↓
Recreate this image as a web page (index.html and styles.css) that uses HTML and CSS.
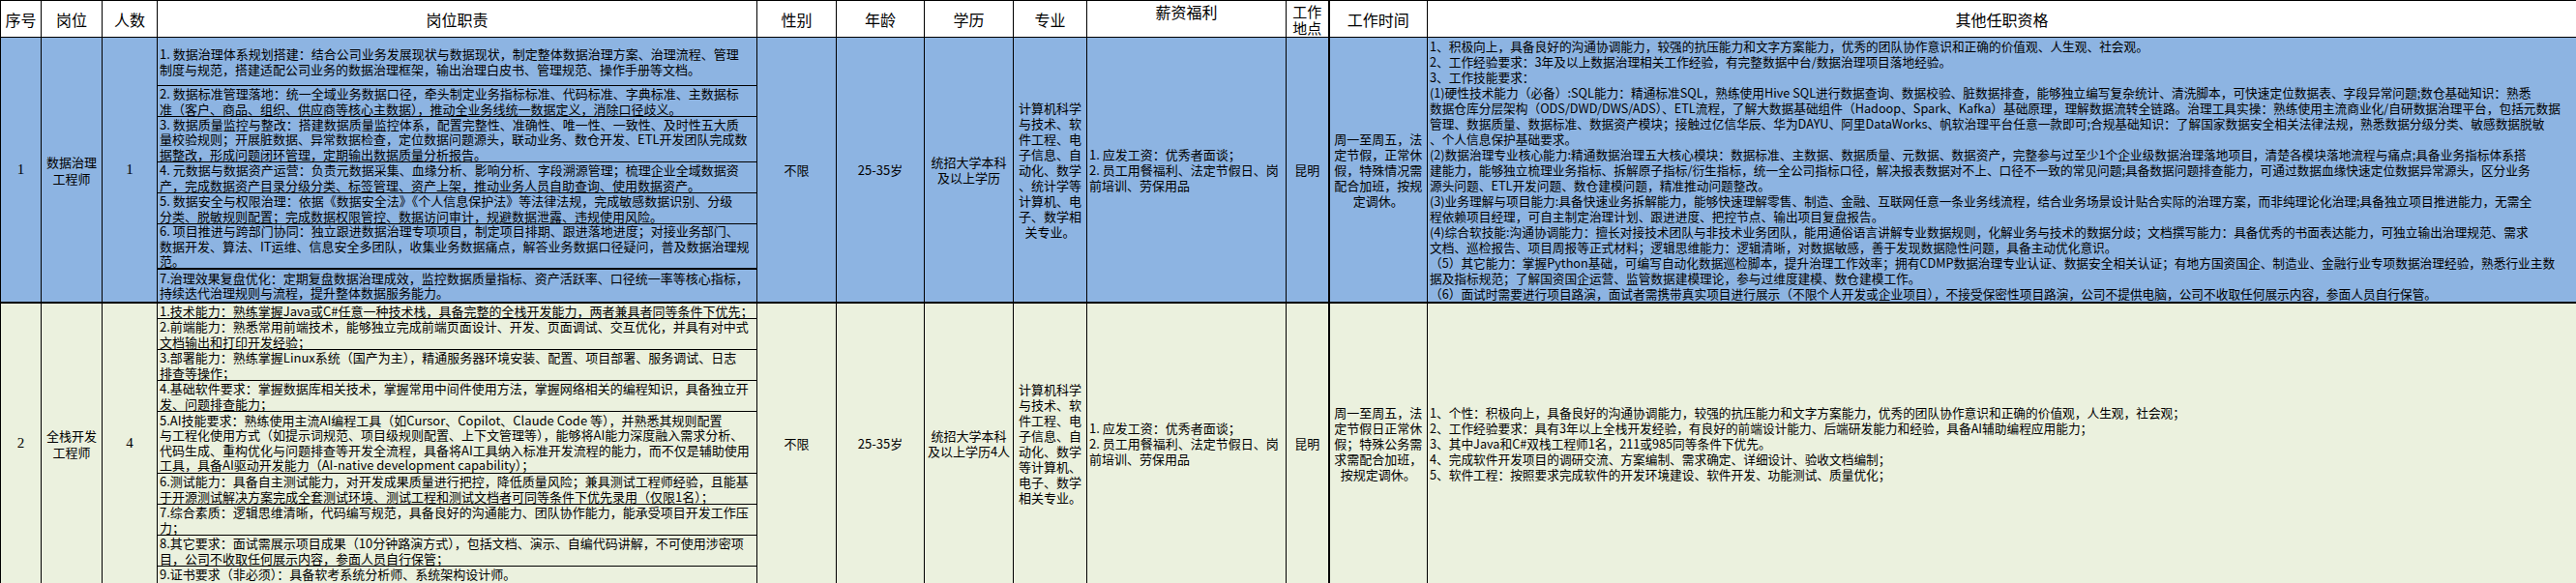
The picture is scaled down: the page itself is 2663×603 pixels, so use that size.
FILE: index.html
```html
<!DOCTYPE html>
<html lang="zh-CN">
<head>
<meta charset="utf-8">
<title>岗位需求表</title>
<link rel="stylesheet" href="styles.css">
</head>
<body>
<table class="sheet">
  <colgroup>
    <col class="c-no"><col class="c-post"><col class="c-num"><col class="c-duty">
    <col class="c-sex"><col class="c-age"><col class="c-edu"><col class="c-major">
    <col class="c-pay"><col class="c-place"><col class="c-time"><col class="c-other">
  </colgroup>
  <tr class="head">
    <th>序号</th>
    <th>岗位</th>
    <th>人数</th>
    <th>岗位职责</th>
    <th>性别</th>
    <th>年龄</th>
    <th>学历</th>
    <th>专业</th>
    <th class="top">薪资福利</th>
    <th class="two">工作<br>地点</th>
    <th class="thick-left">工作时间</th>
    <th>其他任职资格</th>
  </tr>
  <tr class="r1">
    <td class="num">1</td>
    <td class="post">数据治理<br>工程师</td>
    <td class="num">1</td>
    <td class="duty">
      <div class="items">
        <div class="item first">1. 数据治理体系规划搭建：结合公司业务发展现状与数据现状，制定整体数据治理方案、治理流程、管理<br>制度与规范，搭建适配公司业务的数据治理框架，输出治理白皮书、管理规范、操作手册等文档。</div>
        <div class="item l2">2. 数据标准管理落地：统一全域业务数据口径，牵头制定业务指标标准、代码标准、字典标准、主数据标<br>准（客户、商品、组织、供应商等核心主数据），推动全业务线统一数据定义，消除口径歧义。</div>
        <div class="item l3">3. 数据质量监控与整改：搭建数据质量监控体系，配置完整性、准确性、唯一性、一致性、及时性五大质<br>量校验规则；开展脏数据、异常数据检查，定位数据问题源头，联动业务、数仓开发、ETL开发团队完成数<br>据整改，形成问题闭环管理，定期输出数据质量分析报告。</div>
        <div class="item l2">4. 元数据与数据资产运营：负责元数据采集、血缘分析、影响分析、字段溯源管理；梳理企业全域数据资<br>产，完成数据资产目录分级分类、标签管理、资产上架，推动业务人员自助查询、使用数据资产。</div>
        <div class="item l2">5. 数据安全与权限治理：依据《数据安全法》《个人信息保护法》等法律法规，完成敏感数据识别、分级<br>分类、脱敏规则配置；完成数据权限管控、数据访问审计，规避数据泄露、违规使用风险。</div>
        <div class="item l3 heavy">6. 项目推进与跨部门协同：独立跟进数据治理专项项目，制定项目排期、跟进落地进度；对接业务部门、<br>数据开发、算法、IT运维、信息安全多团队，收集业务数据痛点，解答业务数据口径疑问，普及数据治理规<br>范。</div>
        <div class="item l2">7.治理效果复盘优化：定期复盘数据治理成效，监控数据质量指标、资产活跃率、口径统一率等核心指标，<br>持续迭代治理规则与流程，提升整体数据服务能力。</div>
      </div>
    </td>
    <td class="txt">不限</td>
    <td class="txt">25-35岁</td>
    <td class="txt">统招大学本科<br>及以上学历</td>
    <td class="txt">计算机科学<br>与技术、软<br>件工程、电<br>子信息、自<br>动化、数学<br>、统计学等<br>计算机、电<br>子、数学相<br>关专业。</td>
    <td class="txt left">1. 应发工资：优秀者面谈；<br>2. 员工用餐福利、法定节假日、岗<br>前培训、劳保用品</td>
    <td class="txt">昆明</td>
    <td class="txt thick-left">周一至周五，法<br>定节假，正常休<br>假，特殊情况需<br>配合加班，按规<br>定调休。</td>
    <td class="txt left top other">1、积极向上，具备良好的沟通协调能力，较强的抗压能力和文字方案能力，优秀的团队协作意识和正确的价值观、人生观、社会观。<br>2、工作经验要求：3年及以上数据治理相关工作经验，有完整数据中台/数据治理项目落地经验。<br>3、工作技能要求：<br>(1)硬性技术能力（必备）:SQL能力：精通标准SQL，熟练使用Hive SQL进行数据查询、数据校验、脏数据排查，能够独立编写复杂统计、清洗脚本，可快速定位数据表、字段异常问题;数仓基础知识：熟悉<br>数据仓库分层架构（ODS/DWD/DWS/ADS）、ETL流程，了解大数据基础组件（Hadoop、Spark、Kafka）基础原理，理解数据流转全链路。治理工具实操：熟练使用主流商业化/自研数据治理平台，包括元数据<br>管理、数据质量、数据标准、数据资产模块；接触过亿信华辰、华为DAYU、阿里DataWorks、帆软治理平台任意一款即可;合规基础知识：了解国家数据安全相关法律法规，熟悉数据分级分类、敏感数据脱敏<br>、个人信息保护基础要求。<br>(2)数据治理专业核心能力:精通数据治理五大核心模块：数据标准、主数据、数据质量、元数据、数据资产，完整参与过至少1个企业级数据治理落地项目，清楚各模块落地流程与痛点;具备业务指标体系搭<br>建能力，能够独立梳理业务指标、拆解原子指标/衍生指标，统一全公司指标口径，解决报表数据对不上、口径不一致的常见问题;具备数据问题排查能力，可通过数据血缘快速定位数据异常源头，区分业务<br>源头问题、ETL开发问题、数仓建模问题，精准推动问题整改。<br>(3)业务理解与项目能力:具备快速业务拆解能力，能够快速理解零售、制造、金融、互联网任意一条业务线流程，结合业务场景设计贴合实际的治理方案，而非纯理论化治理;具备独立项目推进能力，无需全<br>程依赖项目经理，可自主制定治理计划、跟进进度、把控节点、输出项目复盘报告。<br>(4)综合软技能:沟通协调能力：擅长对接技术团队与非技术业务团队，能用通俗语言讲解专业数据规则，化解业务与技术的数据分歧；文档撰写能力：具备优秀的书面表达能力，可独立输出治理规范、需求<br>文档、巡检报告、项目周报等正式材料；逻辑思维能力：逻辑清晰，对数据敏感，善于发现数据隐性问题，具备主动优化意识。<br>（5）其它能力：掌握Python基础，可编写自动化数据巡检脚本，提升治理工作效率；拥有CDMP数据治理专业认证、数据安全相关认证；有地方国资国企、制造业、金融行业专项数据治理经验，熟悉行业主数<br>据及指标规范；了解国资国企运营、监管数据建模理论，参与过维度建模、数仓建模工作。<br>（6）面试时需要进行项目路演，面试者需携带真实项目进行展示（不限个人开发或企业项目），不接受保密性项目路演，公司不提供电脑，公司不收取任何展示内容，参面人员自行保管。</td>
  </tr>
  <tr class="r2">
    <td class="num">2</td>
    <td class="post">全栈开发<br>工程师</td>
    <td class="num">4</td>
    <td class="duty">
      <div class="items">
        <div class="item l1">1.技术能力：熟练掌握Java或C#任意一种技术栈，具备完整的全栈开发能力，两者兼具者同等条件下优先；</div>
        <div class="item l2">2.前端能力：熟悉常用前端技术，能够独立完成前端页面设计、开发、页面调试、交互优化，并具有对中式<br>文档输出和打印开发经验；</div>
        <div class="item l2">3.部署能力：熟练掌握Linux系统（国产为主），精通服务器环境安装、配置、项目部署、服务调试、日志<br>排查等操作；</div>
        <div class="item l2">4.基础软件要求：掌握数据库相关技术，掌握常用中间件使用方法，掌握网络相关的编程知识，具备独立开<br>发、问题排查能力；</div>
        <div class="item l4">5.AI技能要求：熟练使用主流AI编程工具（如Cursor、Copilot、Claude Code 等），并熟悉其规则配置<br>与工程化使用方式（如提示词规范、项目级规则配置、上下文管理等），能够将AI能力深度融入需求分析、<br>代码生成、重构优化与问题排查等开发全流程，具备将AI工具纳入标准开发流程的能力，而不仅是辅助使用<br>工具，具备AI驱动开发能力（AI-native development capability）；</div>
        <div class="item l2">6.测试能力：具备自主测试能力，对开发成果质量进行把控，降低质量风险；兼具测试工程师经验，且能基<br>于开源测试解决方案完成全套测试环境、测试工程和测试文档者可同等条件下优先录用（仅限1名）；</div>
        <div class="item l2">7.综合素质：逻辑思维清晰，代码编写规范，具备良好的沟通能力、团队协作能力，能承受项目开发工作压<br>力；</div>
        <div class="item l2">8.其它要求：面试需展示项目成果（10分钟路演方式），包括文档、演示、自编代码讲解，不可使用涉密项<br>目，公司不收取任何展示内容，参面人员自行保管；</div>
        <div class="item l1">9.证书要求（非必须）：具备软考系统分析师、系统架构设计师。</div>
      </div>
    </td>
    <td class="txt">不限</td>
    <td class="txt">25-35岁</td>
    <td class="txt">统招大学本科<br>及以上学历4人</td>
    <td class="txt">计算机科学<br>与技术、软<br>件工程、电<br>子信息、自<br>动化、数学<br>等计算机、<br>电子、数学<br>相关专业。</td>
    <td class="txt left">1. 应发工资：优秀者面谈；<br>2. 员工用餐福利、法定节假日、岗<br>前培训、劳保用品</td>
    <td class="txt">昆明</td>
    <td class="txt thick-left">周一至周五，法<br>定节假日正常休<br>假；特殊公务需<br>求需配合加班，<br>按规定调休。</td>
    <td class="txt left other">1、个性：积极向上，具备良好的沟通协调能力，较强的抗压能力和文字方案能力，优秀的团队协作意识和正确的价值观，人生观，社会观；<br>2、工作经验要求：具有3年以上全栈开发经验，有良好的前端设计能力、后端研发能力和经验，具备AI辅助编程应用能力；<br>3、其中Java和C#双栈工程师1名，211或985同等条件下优先。<br>4、完成软件开发项目的调研交流、方案编制、需求确定、详细设计、验收文档编制；<br>5、软件工程：按照要求完成软件的开发环境建设、软件开发、功能测试、质量优化；</td>
  </tr>
</table>
</body>
</html>
```

FILE: styles.css
```css
html, body {
  margin: 0;
  padding: 0;
  background: #ffffff;
}

body {
  font-family: "Noto Sans CJK SC", "Noto Sans", sans-serif;
  color: #000000;
}

.sheet {
  border-collapse: collapse;
  table-layout: fixed;
  width: 2663px;
}

.c-no { width: 42px; }
.c-post { width: 63px; }
.c-num { width: 57px; }
.c-duty { width: 620px; }
.c-sex { width: 82px; }
.c-age { width: 91px; }
.c-edu { width: 92px; }
.c-major { width: 76px; }
.c-pay { width: 206px; }
.c-place { width: 44px; }
.c-time { width: 102px; }
.c-other { width: 1188px; }

.sheet th,
.sheet td {
  border: 1px solid #000000;
  padding: 0;
  overflow: hidden;
}

.head th {
  height: 36px;
  font-weight: normal;
  font-size: 16px;
  line-height: 20px;
  text-align: center;
  vertical-align: middle;
  background: #ffffff;
}

.head th.two {
  font-size: 15px;
  line-height: 17px;
}

.head th.top {
  vertical-align: top;
  padding-top: 1px;
}

.thick-left {
  border-left: 2px solid #000000 !important;
}

.r1 td {
  background: #8db4e2;
  height: 271px;
  border-bottom: 2px solid #000000;
}

.r2 td {
  background: #ebf1de;
  height: 289px;
}

.num {
  font-family: "Liberation Serif", serif;
  font-size: 15px;
  text-align: center;
  vertical-align: middle;
}

.post {
  font-size: 13px;
  line-height: 17px;
  text-align: center;
  vertical-align: middle;
}

.txt {
  font-size: 13px;
  line-height: 16px;
  text-align: center;
  vertical-align: middle;
  white-space: nowrap;
}

.txt.left {
  text-align: left;
  padding-left: 2px;
}

.txt.top {
  vertical-align: top;
  padding-top: 1px;
}

.txt.other {
  font-size: 12.7px;
}

.duty {
  vertical-align: top;
}

.items {
  display: flex;
  flex-direction: column;
}

.item {
  box-sizing: border-box;
  display: flex;
  align-items: center;
  padding: 0 2px;
  border-bottom: 1px solid #000000;
  font-size: 13px;
  line-height: 15.5px;
  white-space: nowrap;
}

.item:last-child {
  border-bottom: none;
}

.item.heavy {
  border-bottom: 2px solid #000000;
}

.item.first { height: 50px; }
.item.l1 { height: 16px; }
.item.l2 { height: 32px; }
.item.l3 { height: 47px; }
.item.l4 { height: 64px; }
```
↑
#### [Task to carry out]
Reply with nothing except the number of lines in the listing above that include "styles".

#### [Solved problem]
3